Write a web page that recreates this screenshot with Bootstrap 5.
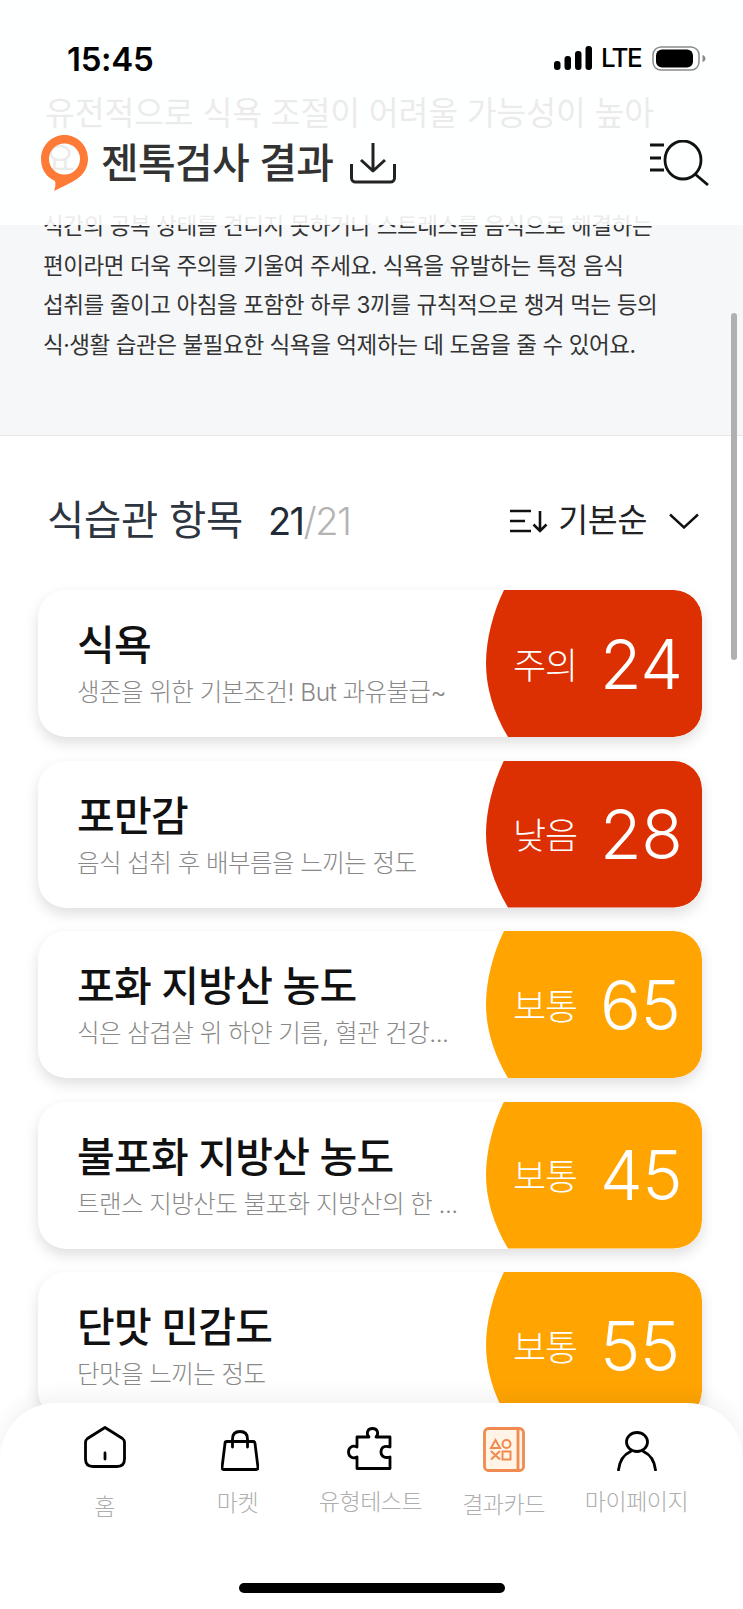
<!DOCTYPE html>
<html lang="ko">
<head>
  <meta charset="UTF-8">
  <title>젠톡검사 결과</title>
  <link href="https://cdn.jsdelivr.net/npm/bootstrap@5.3.3/dist/css/bootstrap.min.css" rel="stylesheet">
  <style>
    html, body { margin: 0; background: #fff; }
    body { font-family: Inter, "Noto Sans CJK KR", sans-serif; }
    .app-screen { width: 743px; height: 1609px; overflow: hidden; position: relative; background: #fff; }

    /* top overlay */
    .top-bar { position: absolute; top: 0; left: 0; right: 0; height: 225px; background: rgba(255,255,255,.9); }
    .status-row { height: 117px; padding: 40px 37px 0 67px; align-items: flex-start; }
    .clock { font-size: 33px; font-weight: 600; color: #000; line-height: 38px; letter-spacing: -.3px; }
    .lte-text { font-size: 26px; line-height: 36px; font-weight: 500; color: #000; margin: 0 11px 0 9px; letter-spacing: -1.6px; }
    .title-row { padding: 18px 34px 0 41px; }
    .title-text { font-size: 41px; font-weight: 500; color: #333; line-height: 48px; margin: 0 17px 0 13px; letter-spacing: -.7px; white-space: nowrap; }

    /* gray summary */
    .summary-box { background: #f6f7f9; height: 436px; padding: 91px 43px 0 45px; border-bottom: 1px solid #e6e7e9; }
    .summary-head { font-size: 32.5px; line-height: 46px; color: #333; margin: 0 0 23px; font-weight: 400; letter-spacing: -.2px; }
    .summary-text { font-size: 22.5px; line-height: 39.6px; color: #333; margin: 0 0 0 -2px; letter-spacing: -.42px; white-space: nowrap; }

    /* list */
    .list-head { padding: 60px 44px 0 47px; height: 154px; align-items: flex-start; }
    .list-title { font-size: 40.5px; line-height: 50px; color: #2c3540; letter-spacing: -.3px; margin: 0; font-weight: 400; }
    .list-count { font-size: 38px; line-height: 50px; margin-left: 25px; color: #222b35; font-weight: 400; letter-spacing: -1.5px; }
    .list-count span { color: #b4b4b4; font-weight: 300; }
    .sort-text { font-size: 32.5px; line-height: 50px; color: #222; margin: 0 22px 0 9px; letter-spacing: -.3px; white-space: nowrap; }

    .score-list { padding: 0 41px 0 38px; gap: 23.5px; }
    .score-item { height: 147px; border-radius: 28px; background: #fff; box-shadow: 0 6px 14px rgba(0,0,0,.13); overflow: hidden; flex: none; }
    .item-body { padding: 29px 0 0 39px; min-width: 0; }
    .item-name { font-size: 41px; font-weight: 500; line-height: 52px; margin: 0; color: #111; letter-spacing: -.7px; white-space: nowrap; }
    .item-desc { font-size: 24.5px; line-height: 32px; margin: 5px 0 0; color: #888; white-space: nowrap; letter-spacing: -.55px; font-weight: 300; }
    .item-score { width: 217px; height: 147px; flex: none; color: #fff; padding-left: 28px; clip-path: path('M19 0 H189 A28 28 0 0 1 217 28 V119 A28 28 0 0 1 189 147 H23 C8 122 1 97 1 73 C1 50 8 22 19 0 Z'); }
    .score-red { background: #dc2f02; }
    .score-amber { background: #ffa400; }
    .score-word { font-size: 36px; letter-spacing: -1px; width: 66px; white-space: nowrap; font-weight: 300; padding-top: 4px; }
    .score-num { font-size: 68px; font-weight: 300; margin-left: 21px; line-height: 1; letter-spacing: -.5px; }

    /* bottom tabs */
    .tab-bar { position: absolute; left: 0; right: 0; bottom: 0; height: 206px; background: #fff; border-radius: 56px 56px 0 0; box-shadow: 0 -8px 20px rgba(0,0,0,.05); padding: 0 38px; }
    .tab-link { width: 133px; text-decoration: none; color: #aeaeae; font-size: 23px; line-height: 34px; letter-spacing: -.5px; white-space: nowrap; font-weight: 300; }
    .tab-link:nth-child(1) svg { margin: 23px 0 22px; }
    .tab-link:nth-child(2) svg { margin: 27px 0 15px 4px; }
    .tab-link:nth-child(3) svg { margin: 24px 3px 15px 0; }
    .tab-link:nth-child(4) svg { margin: 24px 0 16px 1px; }
    .tab-link:nth-child(5) svg { margin: 28px 0 14px; }
    .home-line { position: absolute; left: 239px; top: 180px; width: 266px; height: 10px; background: #000; border-radius: 5px; }
    .scroll-thumb { position: absolute; left: 731px; top: 313px; width: 6px; height: 347px; background: #b0b0b0; border-radius: 3px; }
  </style>
</head>
<body>
<div class="app-screen">

  <div class="summary-box">
    <h2 class="summary-head">유전적으로 식욕 조절이 어려울 가능성이 높아<br>요.</h2>
    <p class="summary-text">식간의 공복 상태를 견디지 못하거나 스트레스를 음식으로 해결하는<br>편이라면 더욱 주의를 기울여 주세요. 식욕을 유발하는 특정 음식<br>섭취를 줄이고 아침을 포함한 하루 3끼를 규칙적으로 챙겨 먹는 등의<br>식·생활 습관은 불필요한 식욕을 억제하는 데 도움을 줄 수 있어요.</p>
  </div>

  <div class="list-head d-flex justify-content-between">
    <div class="d-flex">
      <h3 class="list-title">식습관 항목</h3>
      <div class="list-count">21<span>/21</span></div>
    </div>
    <div class="d-flex align-items-center" style="height:50px">
      <svg width="40" height="26" viewBox="0 0 40 26" fill="none" stroke="#111" stroke-width="2.6"><path d="M1 3h21M1 13h15M1 23h21"/><path d="M31 3v20M24.5 16.5 31 23l6.500-6.500"/></svg>
      <span class="sort-text">기본순</span>
      <svg width="30" height="16" viewBox="0 0 30 16" fill="none" stroke="#111" stroke-width="2.400"><path d="M1 1.500 15 14.500 29 1.500"/></svg>
    </div>
  </div>

  <div class="score-list d-flex flex-column" id="scoreList"></div>

  <!-- 상단 -->
  <div class="top-bar">
    <div class="status-row d-flex justify-content-between">
      <div class="clock">15:45</div>
      <div class="d-flex align-items-center" style="height:36px">
        <svg width="38" height="25" viewBox="0 0 38 25" fill="#000"><rect x="0" y="15" width="6.500" height="9" rx="3"/><rect x="10.500" y="10" width="6.500" height="14" rx="3"/><rect x="21" y="5" width="6.500" height="19" rx="3"/><rect x="31.500" y="0" width="6.500" height="24" rx="3"/></svg>
        <span class="lte-text">LTE</span>
        <svg width="54" height="25" viewBox="0 0 54 25"><rect x="1" y="1" width="46" height="23" rx="8" fill="none" stroke="#8a8a8a" stroke-width="1.500"/><rect x="4" y="3.500" width="37" height="18" rx="6" fill="#000"/><path d="M50.500 9c2 .5 3 2 3 3.500s-1 3-3 3.500z" fill="#8a8a8a"/></svg>
      </div>
    </div>
    <div class="title-row d-flex align-items-center justify-content-between">
      <div class="d-flex align-items-center">
        <svg width="47" height="56" viewBox="0 0 47 56"><path fill-rule="evenodd" d="M23.500 0C36.500 0 47 10.700 47 24c0 9-5 16-11 20-6 4-15 8-23 12 1-3 2-6 1-10C5 42 0 34 0 24 0 10.700 10.500 0 23.500 0ZM23.500 8.500a15.500 15.500 0 1 0 0 31 15.500 15.500 0 0 0 0-31Z" fill="#fd7b36"/></svg>
        <span class="title-text">젠톡검사 결과</span>
        <svg width="46" height="42" viewBox="0 0 46 42" fill="none" stroke="#222" stroke-width="3" stroke-linejoin="round"><path d="M23 1v28M11 18l12 11 12-11"/><path d="M1.500 22v14a4 4 0 0 0 4 4h35a4 4 0 0 0 4-4V22"/></svg>
      </div>
      <svg width="59" height="46" viewBox="0 0 59 46" fill="none" stroke="#111" stroke-width="2.800"><path d="M0 5h14M0 18h11M0 30h14"/><ellipse cx="33" cy="20" rx="18" ry="19"/><path d="M45 34l13 11"/></svg>
    </div>
  </div>

  <div class="scroll-thumb"></div>

  <!-- 하단 탭 -->
  <nav class="tab-bar d-flex align-items-start">
    <a class="tab-link d-flex flex-column align-items-center" href="#">
      <svg width="42" height="42" viewBox="0 0 42 42" fill="none" stroke="#000" stroke-width="2.800" stroke-linejoin="round" stroke-linecap="round"><path d="M21 1.500 3.500 12.500Q1.500 14 1.500 16.500V33Q1.500 40.500 9 40.500H33Q40.500 40.500 40.500 33V16.500Q40.500 14 38.500 12.500Z"/><path d="M21 27v6"/></svg>
      <span>홈</span>
    </a>
    <a class="tab-link d-flex flex-column align-items-center" href="#">
      <svg width="38" height="41" viewBox="0 0 38 41" fill="none" stroke="#000" stroke-width="2.800" stroke-linejoin="round" stroke-linecap="round"><path d="M6 11.500H32Q34 11.500 34 13.500L37 37.500Q37 39.500 35 39.500H3Q1 39.500 1 37.500L4 13.500Q4 11.500 6 11.500Z"/><path d="M11.500 17V9C11.500 4 14.500 1.500 19 1.500S26.500 4 26.500 9V17"/></svg>
      <span>마켓</span>
    </a>
    <a class="tab-link d-flex flex-column align-items-center" href="#">
      <svg width="45" height="43" viewBox="0 0 45 43" fill="none" stroke="#000" stroke-width="2.800" stroke-linejoin="round"><path d="M10 10H22C19 7 20 1.500 25.500 1.500S32 7 29 10H43V20C37 18 34 20.500 34 25S38 31.500 43 30V41.500H10V30C5 32.500 1.500 29 1.500 25S5 17.500 10 20Z"/></svg>
      <span>유형테스트</span>
    </a>
    <a class="tab-link d-flex flex-column align-items-center" href="#">
      <svg width="42" height="45" viewBox="0 0 42 45"><rect x="1.500" y="1.500" width="39" height="42" rx="4" fill="#fff4e6" stroke="#f08a50" stroke-width="2.800"/><path d="M35 2v41" stroke="#f08a50" stroke-width="2.800"/><g fill="none" stroke="#f08a50" stroke-width="2"><path d="M12.500 13l4.500 8H8Z"/><circle cx="23.500" cy="17" r="4"/><path d="M8 24l9 8.500M17 24 8 32.500"/><rect x="19.500" y="24.500" width="8" height="8"/></g></svg>
      <span>결과카드</span>
    </a>
    <a class="tab-link d-flex flex-column align-items-center" href="#">
      <svg width="40" height="40" viewBox="0 0 40 40" fill="none" stroke="#000" stroke-width="2.800" stroke-linecap="round"><ellipse cx="20" cy="11" rx="10.500" ry="9.500"/><path d="M1.500 39C2.500 30 7 23.500 13.500 20.500M38.500 39C37.500 30 33 23.500 26.500 20.500"/></svg>
      <span>마이페이지</span>
    </a>
    <div class="home-line"></div>
  </nav>
</div>

<script src="https://cdn.jsdelivr.net/npm/bootstrap@5.3.3/dist/js/bootstrap.bundle.min.js"></script>
<script>
  const items = [
    {name: '식욕', desc: '생존을 위한 기본조건! But 과유불급~', word: '주의', num: 24, cls: 'score-red'},
    {name: '포만감', desc: '음식 섭취 후 배부름을 느끼는 정도', word: '낮음', num: 28, cls: 'score-red'},
    {name: '포화 지방산 농도', desc: '식은 삼겹살 위 하얀 기름, 혈관 건강...', word: '보통', num: 65, cls: 'score-amber'},
    {name: '불포화 지방산 농도', desc: '트랜스 지방산도 불포화 지방산의 한 ...', word: '보통', num: 45, cls: 'score-amber'},
    {name: '단맛 민감도', desc: '단맛을 느끼는 정도', word: '보통', num: 55, cls: 'score-amber'}
  ];
  const list = document.getElementById('scoreList');
  items.forEach((it) => {
    const row = document.createElement('div');
    row.className = 'score-item d-flex justify-content-between';
    row.innerHTML = `
      <div class="item-body">
        <h4 class="item-name">${it.name}</h4>
        <p class="item-desc">${it.desc}</p>
      </div>
      <div class="item-score d-flex align-items-center ${it.cls}">
        <span class="score-word">${it.word}</span>
        <span class="score-num">${it.num}</span>
      </div>`;
    list.appendChild(row);
  });
</script>
</body>
</html>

* * * *

### Exercise instructions
Reproduce the material above from its first line through the line containing "22.5px; line-height: 39.6px;", both ends included, and skip every picture.

### Solution for this task
Write a web page that recreates this screenshot with Bootstrap 5.
<!DOCTYPE html>
<html lang="ko">
<head>
  <meta charset="UTF-8">
  <title>젠톡검사 결과</title>
  <link href="https://cdn.jsdelivr.net/npm/bootstrap@5.3.3/dist/css/bootstrap.min.css" rel="stylesheet">
  <style>
    html, body { margin: 0; background: #fff; }
    body { font-family: Inter, "Noto Sans CJK KR", sans-serif; }
    .app-screen { width: 743px; height: 1609px; overflow: hidden; position: relative; background: #fff; }

    /* top overlay */
    .top-bar { position: absolute; top: 0; left: 0; right: 0; height: 225px; background: rgba(255,255,255,.9); }
    .status-row { height: 117px; padding: 40px 37px 0 67px; align-items: flex-start; }
    .clock { font-size: 33px; font-weight: 600; color: #000; line-height: 38px; letter-spacing: -.3px; }
    .lte-text { font-size: 26px; line-height: 36px; font-weight: 500; color: #000; margin: 0 11px 0 9px; letter-spacing: -1.6px; }
    .title-row { padding: 18px 34px 0 41px; }
    .title-text { font-size: 41px; font-weight: 500; color: #333; line-height: 48px; margin: 0 17px 0 13px; letter-spacing: -.7px; white-space: nowrap; }

    /* gray summary */
    .summary-box { background: #f6f7f9; height: 436px; padding: 91px 43px 0 45px; border-bottom: 1px solid #e6e7e9; }
    .summary-head { font-size: 32.5px; line-height: 46px; color: #333; margin: 0 0 23px; font-weight: 400; letter-spacing: -.2px; }
    .summary-text { font-size: 22.5px; line-height: 39.6px; color: #333; margin: 0 0 0 -2px; letter-spacing: -.42px; white-space: nowrap; }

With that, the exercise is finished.